Conflicting death tolls in China floods

The city government has not issued new death toll figures since Sunday, the day after Beijing’s biggest downpour in 61 years overwhelmed drainage systems, swamped downtown underpasses and sent flash floods roiling through the city’s outskirts.

Beijing says 37 people were killed, but state media reports today said the toll could be as high as 61 and online rumours put it in the hundreds.

Officials have kept a tight lid on information, mindful that any failure to cope with the flooding could undermine the country’s leadership as it undergoes a once-a-decade transition, with Beijing city leaders a part of that reshuffling. China’s communist government has justified its one-party rule in part by delivering economic growth and maintaining stability in the face of bubbling unrest and periodic mass disasters like Saturday’s flooding.

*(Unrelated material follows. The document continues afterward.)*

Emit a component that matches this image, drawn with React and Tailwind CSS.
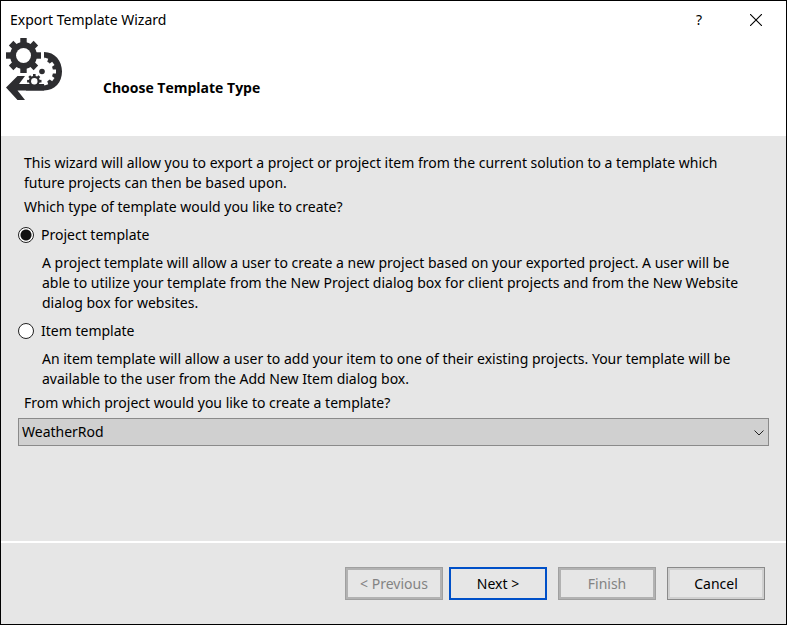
import { useState } from "react";

const Teeth = ({ cx, cy, outer, inner, width, count = 8, offset = 0 }) =>
  Array.from({ length: count }, (_, i) => (
    <rect
      key={i}
      x={cx - width / 2}
      y={cy - outer}
      width={width}
      height={outer - inner}
      transform={`rotate(${offset + (360 / count) * i} ${cx} ${cy})`}
    />
  ));

const TemplateIcon = () => (
  <svg width="56" height="62" viewBox="0 0 56 62" className="shrink-0" aria-hidden="true">
    {/* Return arrow */}
    <path
      d="M38 14 C49 14 56 23 56 33.500 C56 44 49 52.500 38 52.500 H11.500 L19 62 H11.500 L0 49.500 L11.500 38 H19 L13 46 H38 Z"
      fill="#2d2d30"
    />
    {/* Middle gear */}
    <g fill="#fff">
      <circle cx="36" cy="33.500" r="11" />
      <Teeth cx={36} cy={33.5} outer={14} inner={8} width={4} count={10} offset={18} />
    </g>
    <circle cx="36" cy="33.500" r="2.800" fill="#2d2d30" />
    {/* Small gear */}
    <g fill="#2d2d30">
      <path d="M20 46 H35 L38 48 V52.500 H20 Z" />
      <circle cx="28.300" cy="43.200" r="5.500" />
      <Teeth cx={28.3} cy={43.2} outer={7.2} inner={4} width={2.6} />
    </g>
    <circle cx="28.300" cy="43.200" r="3.200" fill="#fff" />
    {/* Large gear */}
    <g fill="#2d2d30">
      <circle cx="17.500" cy="17.500" r="13.500" />
      <Teeth cx={17.5} cy={17.5} outer={17.5} inner={10} width={6.4} />
    </g>
    <circle cx="17.500" cy="17.500" r="7.500" fill="#fff" />
  </svg>
);

const TemplateOption = ({ id, label, checked, onChange, children }) => (
  <div className="mt-2">
    <div className="flex items-center">
      <input
        type="radio"
        id={id}
        name="template-type"
        checked={checked}
        onChange={onChange}
        aria-describedby={`${id}-text`}
        className="w-4 h-4 appearance-none rounded-full border border-[#222] bg-white checked:bg-[radial-gradient(circle,#111_5px,#fff_6px)]"
      />
      <label htmlFor={id} className="pl-[7px]">
        {label}
      </label>
    </div>
    <p id={`${id}-text`} className="mt-2 pl-6 pr-4">
      {children}
    </p>
  </div>
);

const WizardButton = ({ children, className, disabled }) => (
  <button type="button" disabled={disabled} className={`w-[98px] h-[33px] ${className}`}>
    {children}
  </button>
);

const disabledStyle = "border border-[#a0a0a0] text-[#838383] shadow-[inset_0_0_0_2px_#b2b2b2]";

const App = () => {
  const [type, setType] = useState("project");

  return (
    <div className="min-h-screen flex flex-col border border-black bg-[#e6e6e6] font-['Noto_Sans',sans-serif] text-sm leading-5 text-black">
      <header className="h-[135px] bg-white">
        <div className="flex items-center h-[37px] pl-[9px] pr-6">
          <h1 className="grow">Export Template Wizard</h1>
          <button type="button" aria-label="Help" className="w-3 mr-[45px]">
            ?
          </button>
          <button type="button" aria-label="Close">
            <svg width="12" height="12" viewBox="0 0 12 12" stroke="#000" strokeWidth="1.1">
              <path d="M0 0 L12 12 M12 0 L0 12" />
            </svg>
          </button>
        </div>
        <div className="flex items-start pl-[5px]">
          <TemplateIcon />
          <h2 className="mt-10 ml-[41px] font-['Open_Sans',sans-serif] font-bold">Choose Template Type</h2>
        </div>
      </header>

      <main className="grow px-[17px] pt-[17px]">
        <p className="pl-[6px] pr-4">
          This wizard will allow you to export a project or project item from the current solution to a
          template which future projects can then be based upon.
        </p>
        <fieldset>
          <legend className="pt-1 px-[6px]">Which type of template would you like to create?</legend>
          <TemplateOption
            id="project"
            label="Project template"
            checked={type === "project"}
            onChange={() => setType("project")}
          >
            A project template will allow a user to create a new project based on your exported project.
            A user will be able to utilize your template from the New Project dialog box for client
            projects and from the New Website dialog box for websites.
          </TemplateOption>
          <TemplateOption
            id="item"
            label="Item template"
            checked={type === "item"}
            onChange={() => setType("item")}
          >
            An item template will allow a user to add your item to one of their existing projects. Your
            template will be available to the user from the Add New Item dialog box.
          </TemplateOption>
        </fieldset>

        <label htmlFor="source" className="block mt-1 px-[6px]">
          From which project would you like to create a template?
        </label>
        <div className="relative mt-[5px]">
          <select
            id="source"
            className="block w-full h-7 pl-[3px] pr-6 appearance-none border border-[#8a8a8a] bg-[#d0d0d0]"
          >
            <option>WeatherRod</option>
          </select>
          <svg
            width="10"
            height="6"
            viewBox="0 0 10 6"
            fill="none"
            stroke="#222"
            className="absolute right-[5px] top-3 pointer-events-none"
          >
            <path d="M0.500 0.500 L5 5 L9.500 0.500" />
          </svg>
        </div>
      </main>

      <footer className="flex justify-end border-t-2 border-white pt-6 pb-6 pr-[21px]">
        <WizardButton disabled className={disabledStyle}>
          &lt; Previous
        </WizardButton>
        <WizardButton className="ml-[6px] border-2 border-[#0050c8]">Next &gt;</WizardButton>
        <WizardButton disabled className={`ml-[11px] ${disabledStyle}`}>
          Finish
        </WizardButton>
        <WizardButton className="ml-[11px] border border-[#8a8a8a] shadow-[inset_0_0_0_2px_#d0d0d0]">
          Cancel
        </WizardButton>
      </footer>
    </div>
  );
};

export default App;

In Beijing’s worst-affected Fangshan district, residents were compiling their own death toll online using both public and private chat rooms on the popular Baidu website. The toll was not being posted publicly, but some online accounts said the number was more than 300. There was no way to independently confirm the tally.

A woman with the information office of the Fangshan district government said fatality numbers were still being compiled and would be released as soon as the work was done. “I don’t know where those numbers came from,” said the woman when asked to comment on reports of more than 300 dead.

A separate Google document also was circulating on Twitter with a list of 19 confirmed dead or missing including their names and genders.

Li Chengpeng, a writer based in the southwestern province of Sichuan, said he was collecting names of the dead from flooding in Beijing and elsewhere. The official Xinhua News Agency reported at least 95 were killed after weekend storms hit 17 provinces and cities.

“We need to commemorate the people who have died in tragic events,” Li said. “But there are so many of them now, and they go uninvestigated, unaccounted for. Nothing happens after these incidents, and the people die and no figures are given to the public? No acknowledgment? No explanation?”

“We know we cannot expect the government to do this work, so we have to do it. Civil society needs to do it,” Li said. “Now people are using the internet … to do the job the government does not want to do.”

Meanwhile, warnings of rain and possible mudslides yesterday sent many in Beijing home from work early, snarling traffic.

More rain is expected for much of north China today, the Beijing Meteorological Bureau said.